When you use external files in a program (in any language!) you have to do three things:

open the file
manipulate the data from (or for) the file
close the file

Opening a file
- Associates your file stream variable with the external (disk) name for the file - tells the operating system that you want that name
- If the input file does not exist on disk, open is not successful
- If the output file does not exist on disk, a new file with that name is created
- If the output file already exists, it is erased with "w" mode!
- With the append mode, if the file does not exist it is created.
- with the append mode, if the file does exist the data is added to the end of the file.
Manipulating the data
- if the file is for input, then you have to read the data into memory so it can be used. Python provides several ways to do that.
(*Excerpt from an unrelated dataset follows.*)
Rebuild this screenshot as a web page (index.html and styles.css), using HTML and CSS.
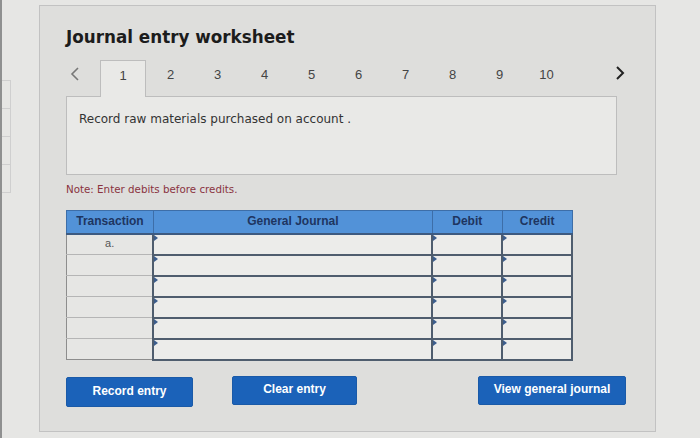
FILE: index.html
```html
<!DOCTYPE html>
<html>
<head>
<meta charset="utf-8">
<link rel="stylesheet" href="styles.css">
</head>
<body>
<div class="screen">
  <div class="side">
    <div class="side-box">
      <div class="side-cell"></div>
      <div class="side-cell"></div>
      <div class="side-cell"></div>
      <div class="side-cell last"></div>
    </div>
  </div>
  <div class="panel">
    <h1 class="title">Journal entry worksheet</h1>
    <div class="tabs">
      <span class="arrow prev">
        <svg width="10" height="14" viewBox="0 0 10 14"><path d="M8 1 L2 7 L8 13" fill="none" stroke="#777" stroke-width="1.6"/></svg>
      </span>
      <span class="tab active">1</span>
      <span class="tab">2</span>
      <span class="tab">3</span>
      <span class="tab">4</span>
      <span class="tab">5</span>
      <span class="tab">6</span>
      <span class="tab">7</span>
      <span class="tab">8</span>
      <span class="tab">9</span>
      <span class="tab">10</span>
      <span class="arrow next">
        <svg width="10" height="14" viewBox="0 0 10 14"><path d="M2 1 L8 7 L2 13" fill="none" stroke="#222" stroke-width="2"/></svg>
      </span>
    </div>
    <div class="question">Record raw materials purchased on account .</div>
    <p class="note">Note: Enter debits before credits.</p>
    <table class="journal">
      <thead>
        <tr>
          <th class="c-tr">Transaction</th>
          <th class="c-gj">General Journal</th>
          <th class="c-dr">Debit</th>
          <th class="c-cr">Credit</th>
        </tr>
      </thead>
      <tbody>
        <tr><td class="tr">a.</td><td class="in"></td><td class="in"></td><td class="in"></td></tr>
        <tr><td class="tr"></td><td class="in"></td><td class="in"></td><td class="in"></td></tr>
        <tr><td class="tr"></td><td class="in"></td><td class="in"></td><td class="in"></td></tr>
        <tr><td class="tr"></td><td class="in"></td><td class="in"></td><td class="in"></td></tr>
        <tr><td class="tr"></td><td class="in"></td><td class="in"></td><td class="in"></td></tr>
        <tr><td class="tr"></td><td class="in"></td><td class="in"></td><td class="in"></td></tr>
      </tbody>
    </table>
    <div class="buttons">
      <button class="btn btn-record">Record entry</button>
      <button class="btn btn-clear">Clear entry</button>
      <button class="btn btn-view">View general journal</button>
    </div>
  </div>
</div>
</body>
</html>
```
FILE: styles.css
```css
html, body {
  margin: 0;
  padding: 0;
}
body {
  background: #e6e6e4;
  font-family: "DejaVu Sans", Verdana, sans-serif;
  width: 700px;
  height: 438px;
  overflow: hidden;
}
.screen {
  display: flex;
  height: 438px;
  border-left: 2px solid #8f9090;
  box-sizing: border-box;
}
.side {
  width: 37px;
  padding-top: 80px;
}
.side-box {
  width: 8px;
  border: 1px solid #cfcfcf;
  border-left: none;
}
.side-cell {
  height: 27px;
  border-bottom: 1px solid #cfcfcf;
}
.side-cell.last {
  border-bottom: none;
}
.panel {
  margin-top: 5px;
  width: 617px;
  height: 427px;
  border: 1px solid #c2c2c2;
  background: #dededc;
  padding: 0 0 0 26px;
  box-sizing: border-box;
}
.title {
  margin: 20px 0 0 0;
  font-size: 16.8px;
  line-height: 22px;
  font-weight: bold;
  color: #1c1c1c;
}
.tabs {
  display: flex;
  align-items: stretch;
  height: 36px;
  margin-top: 12px;
  width: 559px;
  position: relative;
  z-index: 1;
}
.arrow {
  display: flex;
  align-items: center;
}
.arrow.prev {
  width: 34px;
  padding-left: 4px;
  padding-bottom: 8px;
  box-sizing: border-box;
}
.arrow.next {
  margin-left: auto;
  margin-bottom: 11px;
}
.tab {
  width: 47px;
  display: flex;
  align-items: center;
  justify-content: center;
  font-family: "Liberation Sans", Arial, sans-serif;
  font-size: 13px;
  color: #444;
  padding-bottom: 7px;
  box-sizing: border-box;
}
.tab.active {
  width: 46px;
  margin-right: 1px;
  background: #e9e9e7;
  border: 1px solid #bdbdbd;
  border-bottom: none;
  margin-bottom: -1px;
  height: 37px;
  padding-bottom: 8px;
}
.question {
  width: 551px;
  height: 79px;
  box-sizing: border-box;
  border: 1px solid #bdbdbd;
  background: #e9e9e7;
  padding: 14px 0 0 12px;
  font-size: 12px;
  line-height: 16px;
  color: #333;
}
.note {
  margin: 8px 0 0 0;
  font-size: 10.3px;
  line-height: 12px;
  color: #8a3340;
}
.journal {
  margin-top: 15px;
  border-collapse: collapse;
  width: 507px;
  font-family: "Liberation Sans", Arial, sans-serif;
}
.journal th {
  background: #5292d8;
  color: #1e3560;
  font-size: 12px;
  font-weight: bold;
  height: 23px;
  padding: 0 0 2px 0;
  border: 1px solid #3d6ea8;
  border-bottom: 2px solid #3d5a80;
  box-sizing: border-box;
}
.c-tr { width: 87px; }
.c-gj { width: 280px; }
.c-dr { width: 70px; }
.c-cr { width: 70px; }
.journal td {
  height: 21px;
  padding: 0;
  box-sizing: border-box;
}
.journal td.tr {
  background: #e6e6e4;
  border: 1px solid #b5b5b5;
  border-left: 1px solid #8d8d8d;
  text-align: center;
  font-size: 11px;
  color: #555;
  padding-bottom: 3px;
}
.journal td.in {
  background: #ececea;
  border: 2px solid #4f5d6e;
  position: relative;
}
.journal td.in::before {
  content: "";
  position: absolute;
  left: 0;
  top: 0;
  border-top: 3px solid transparent;
  border-bottom: 3px solid transparent;
  border-left: 4px solid #3c5d8c;
}
.journal tbody tr:last-child td.tr {
  border-bottom: 1px solid #8d8d8d;
}
.buttons {
  display: flex;
  align-items: flex-start;
  margin-top: 15px;
}
.btn {
  font-family: "Liberation Sans", Arial, sans-serif;
  font-weight: bold;
  font-size: 12px;
  color: #fff;
  background: #1b62b9;
  border: 1px solid #1a5aa8;
  border-radius: 2px;
  height: 30px;
  padding: 0 0 2px 0;
  cursor: pointer;
}
.btn-record {
  width: 127px;
  margin-top: 1px;
}
.btn-clear {
  width: 125px;
  margin-left: 39px;
  height: 29px;
}
.btn-view {
  width: 148px;
  margin-left: 121px;
  height: 29px;
}
```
- once the data is in memory, use it like any other variable
- If the file is for output, then you have to write the data from memory out to the file.
Closing the file
- This is an important action!
- Some operating systems do not tidy things up as they should when a program ends.
- Make sure your files are closed when you are done with them.
- Don't forget the parentheses in the close method call!
What's a buffer?
- Hard drives are slow, CPU and RAM are fast = bottleneck
- If you're getting some data from HD, why not get a good-sized amount of it?
- The OS sets aside some RAM (buffer) and stores the file data in it until your program asks for it, then provides it as requested
- If the buffer empties then OS gets some more from the hard drive.
- The OS maintains a "buffer pointer" which keeps track of what characters have been given to the program and which haven't
- The pointer tells the OS when the buffer is empty
- All input and output functions affect (move) the buffer pointer
File input
- When a file is opened for reading, a buffer-full of data is pulled in from the secondary storage device
- A buffer pointer is placed in the stream at the beginning of the file contents
- Input commands issued on the stream affect the buffer pointer position in the buffer
- Sequential access, starts at front of buffer, moves pointer forward through data
File Output
- Your output file buffer is filled by program commands like print or write
- Output data is placed into a disk file from your output file buffer when the buffer is full or when the program ends
- THAT is why the close command is important!
- without a close call, a buffer of data can be left in RAM and not flushed to the storage device!